---------- EXERCISE MATERIAL

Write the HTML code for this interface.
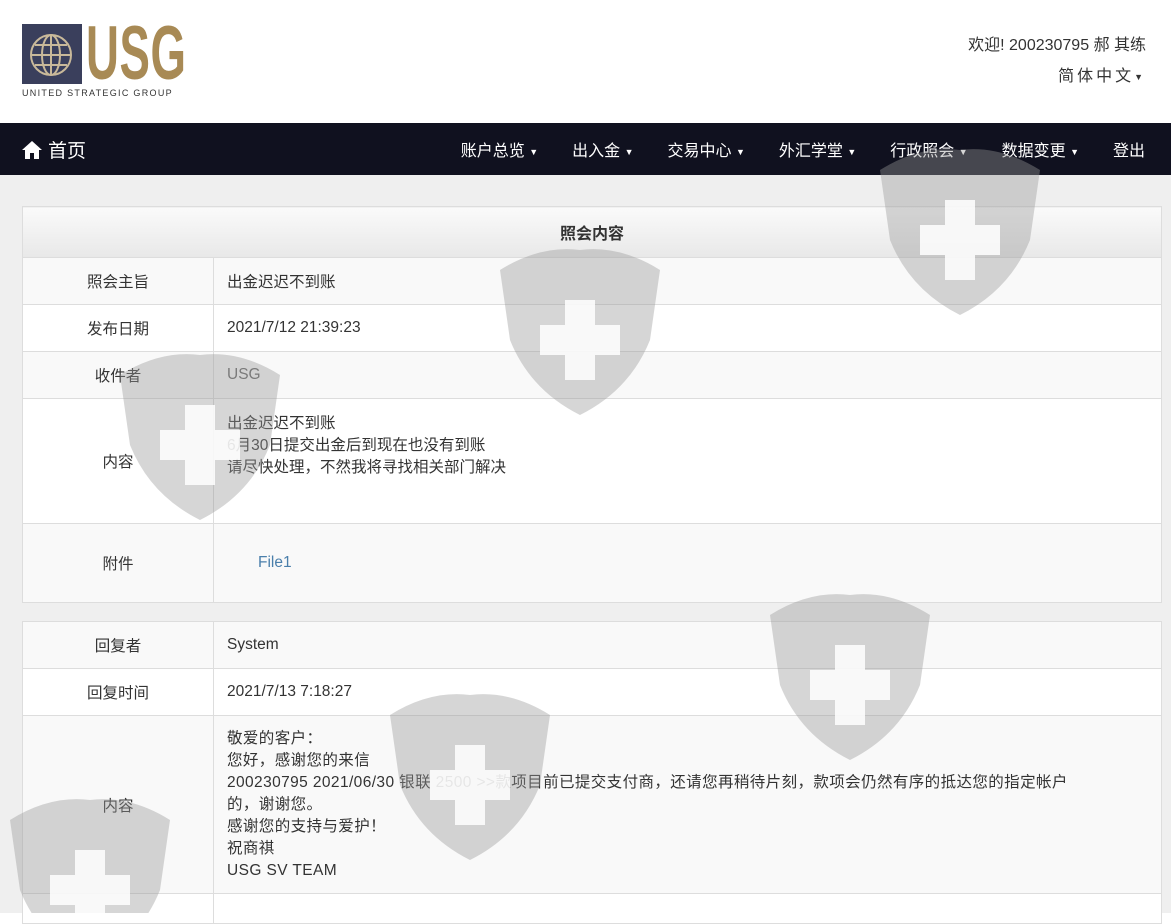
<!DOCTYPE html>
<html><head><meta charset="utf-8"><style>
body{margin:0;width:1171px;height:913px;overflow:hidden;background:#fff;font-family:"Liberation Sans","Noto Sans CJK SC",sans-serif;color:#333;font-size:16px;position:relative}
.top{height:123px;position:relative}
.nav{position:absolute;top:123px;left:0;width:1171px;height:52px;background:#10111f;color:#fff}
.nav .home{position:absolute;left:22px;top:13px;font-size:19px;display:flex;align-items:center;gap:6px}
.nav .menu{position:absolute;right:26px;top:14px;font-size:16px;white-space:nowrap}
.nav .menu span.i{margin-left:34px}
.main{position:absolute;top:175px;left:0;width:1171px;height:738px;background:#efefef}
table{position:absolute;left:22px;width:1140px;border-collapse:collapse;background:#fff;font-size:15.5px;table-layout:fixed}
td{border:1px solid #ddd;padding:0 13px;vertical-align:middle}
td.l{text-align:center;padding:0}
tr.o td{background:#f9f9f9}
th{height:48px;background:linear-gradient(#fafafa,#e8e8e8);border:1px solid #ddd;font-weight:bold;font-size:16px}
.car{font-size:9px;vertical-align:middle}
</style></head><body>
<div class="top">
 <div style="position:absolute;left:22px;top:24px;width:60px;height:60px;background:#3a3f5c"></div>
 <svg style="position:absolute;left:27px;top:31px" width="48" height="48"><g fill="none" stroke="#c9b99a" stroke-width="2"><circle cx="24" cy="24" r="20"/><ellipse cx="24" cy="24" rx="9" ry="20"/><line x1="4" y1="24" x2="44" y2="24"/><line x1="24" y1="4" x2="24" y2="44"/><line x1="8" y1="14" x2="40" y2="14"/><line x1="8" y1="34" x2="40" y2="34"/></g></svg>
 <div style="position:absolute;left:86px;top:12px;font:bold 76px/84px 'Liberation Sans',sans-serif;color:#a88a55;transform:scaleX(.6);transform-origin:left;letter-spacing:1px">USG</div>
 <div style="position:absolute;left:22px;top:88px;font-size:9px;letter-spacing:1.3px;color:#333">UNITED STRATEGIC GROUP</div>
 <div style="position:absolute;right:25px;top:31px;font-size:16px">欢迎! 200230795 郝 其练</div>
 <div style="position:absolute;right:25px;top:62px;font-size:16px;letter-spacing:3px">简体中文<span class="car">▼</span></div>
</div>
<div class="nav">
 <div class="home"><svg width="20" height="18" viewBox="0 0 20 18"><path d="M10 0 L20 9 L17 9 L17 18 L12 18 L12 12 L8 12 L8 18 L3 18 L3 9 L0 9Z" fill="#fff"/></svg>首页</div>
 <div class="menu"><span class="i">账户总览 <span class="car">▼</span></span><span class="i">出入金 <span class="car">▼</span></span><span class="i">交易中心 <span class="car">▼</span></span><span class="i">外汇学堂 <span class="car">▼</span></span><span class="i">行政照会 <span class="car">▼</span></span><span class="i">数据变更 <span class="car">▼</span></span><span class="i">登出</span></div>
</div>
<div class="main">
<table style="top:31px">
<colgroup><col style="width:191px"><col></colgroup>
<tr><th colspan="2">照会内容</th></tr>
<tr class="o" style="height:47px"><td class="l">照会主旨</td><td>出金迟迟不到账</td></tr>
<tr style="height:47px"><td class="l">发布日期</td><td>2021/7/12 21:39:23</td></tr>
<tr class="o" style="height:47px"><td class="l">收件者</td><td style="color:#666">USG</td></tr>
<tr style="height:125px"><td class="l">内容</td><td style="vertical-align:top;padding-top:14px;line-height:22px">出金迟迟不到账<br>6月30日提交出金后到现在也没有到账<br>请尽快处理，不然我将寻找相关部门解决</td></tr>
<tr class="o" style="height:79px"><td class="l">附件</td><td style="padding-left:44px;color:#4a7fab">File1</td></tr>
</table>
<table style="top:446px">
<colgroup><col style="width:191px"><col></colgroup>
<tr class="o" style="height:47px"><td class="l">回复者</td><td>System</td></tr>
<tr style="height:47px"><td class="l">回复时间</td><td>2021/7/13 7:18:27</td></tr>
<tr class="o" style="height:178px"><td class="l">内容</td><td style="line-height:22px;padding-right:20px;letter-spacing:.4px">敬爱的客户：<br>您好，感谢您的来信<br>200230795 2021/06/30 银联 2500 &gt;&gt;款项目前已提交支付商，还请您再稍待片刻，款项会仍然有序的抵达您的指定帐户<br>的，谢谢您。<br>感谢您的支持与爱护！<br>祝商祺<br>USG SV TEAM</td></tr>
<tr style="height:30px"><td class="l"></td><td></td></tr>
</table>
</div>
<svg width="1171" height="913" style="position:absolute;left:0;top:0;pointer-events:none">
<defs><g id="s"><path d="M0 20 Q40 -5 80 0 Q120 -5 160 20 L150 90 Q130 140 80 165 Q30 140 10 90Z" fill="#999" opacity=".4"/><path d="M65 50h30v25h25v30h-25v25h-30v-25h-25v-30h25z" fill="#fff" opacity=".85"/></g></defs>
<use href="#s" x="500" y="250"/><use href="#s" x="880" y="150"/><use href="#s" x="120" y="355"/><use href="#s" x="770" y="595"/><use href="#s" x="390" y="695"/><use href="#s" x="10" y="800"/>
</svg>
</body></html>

--------------------
---------- EXERCISE MATERIAL

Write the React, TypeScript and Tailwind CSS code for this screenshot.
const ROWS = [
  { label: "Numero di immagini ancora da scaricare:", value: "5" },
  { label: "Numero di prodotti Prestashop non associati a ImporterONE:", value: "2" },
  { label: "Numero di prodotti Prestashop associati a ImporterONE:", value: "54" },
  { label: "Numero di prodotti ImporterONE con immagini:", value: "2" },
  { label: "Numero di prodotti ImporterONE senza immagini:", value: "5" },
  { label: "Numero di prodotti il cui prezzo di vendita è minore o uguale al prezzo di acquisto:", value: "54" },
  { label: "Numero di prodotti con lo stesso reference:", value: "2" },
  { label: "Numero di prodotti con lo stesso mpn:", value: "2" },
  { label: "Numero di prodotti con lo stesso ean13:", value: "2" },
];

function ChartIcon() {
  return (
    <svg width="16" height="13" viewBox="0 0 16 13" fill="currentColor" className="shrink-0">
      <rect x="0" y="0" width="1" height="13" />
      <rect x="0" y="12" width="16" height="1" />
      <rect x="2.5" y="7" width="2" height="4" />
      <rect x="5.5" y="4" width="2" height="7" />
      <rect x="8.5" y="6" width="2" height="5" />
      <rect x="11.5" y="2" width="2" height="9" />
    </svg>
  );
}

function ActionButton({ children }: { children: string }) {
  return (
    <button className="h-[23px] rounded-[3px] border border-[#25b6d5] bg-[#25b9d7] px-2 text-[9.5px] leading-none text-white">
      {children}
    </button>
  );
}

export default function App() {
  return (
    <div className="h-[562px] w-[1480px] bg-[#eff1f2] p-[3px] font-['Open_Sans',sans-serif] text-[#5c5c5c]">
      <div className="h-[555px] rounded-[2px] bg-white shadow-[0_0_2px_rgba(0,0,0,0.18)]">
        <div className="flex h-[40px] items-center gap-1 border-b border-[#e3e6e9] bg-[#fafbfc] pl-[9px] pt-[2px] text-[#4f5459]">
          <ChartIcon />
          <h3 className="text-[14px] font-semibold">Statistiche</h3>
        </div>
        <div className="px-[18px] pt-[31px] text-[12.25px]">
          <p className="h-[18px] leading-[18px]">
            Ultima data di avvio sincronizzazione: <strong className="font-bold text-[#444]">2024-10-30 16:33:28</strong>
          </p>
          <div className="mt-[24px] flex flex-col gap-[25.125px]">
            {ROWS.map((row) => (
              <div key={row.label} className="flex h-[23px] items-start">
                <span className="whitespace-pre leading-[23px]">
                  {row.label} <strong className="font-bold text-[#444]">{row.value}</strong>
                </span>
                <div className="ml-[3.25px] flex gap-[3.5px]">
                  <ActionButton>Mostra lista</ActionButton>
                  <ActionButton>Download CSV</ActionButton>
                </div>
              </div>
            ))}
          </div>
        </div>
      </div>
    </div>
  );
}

--------------------

▸ TASK TO CARRY OUT
Find every line in the listing that holds the string "code", then say how many there are as a bare number.

▸ RESPONSE BELOW
2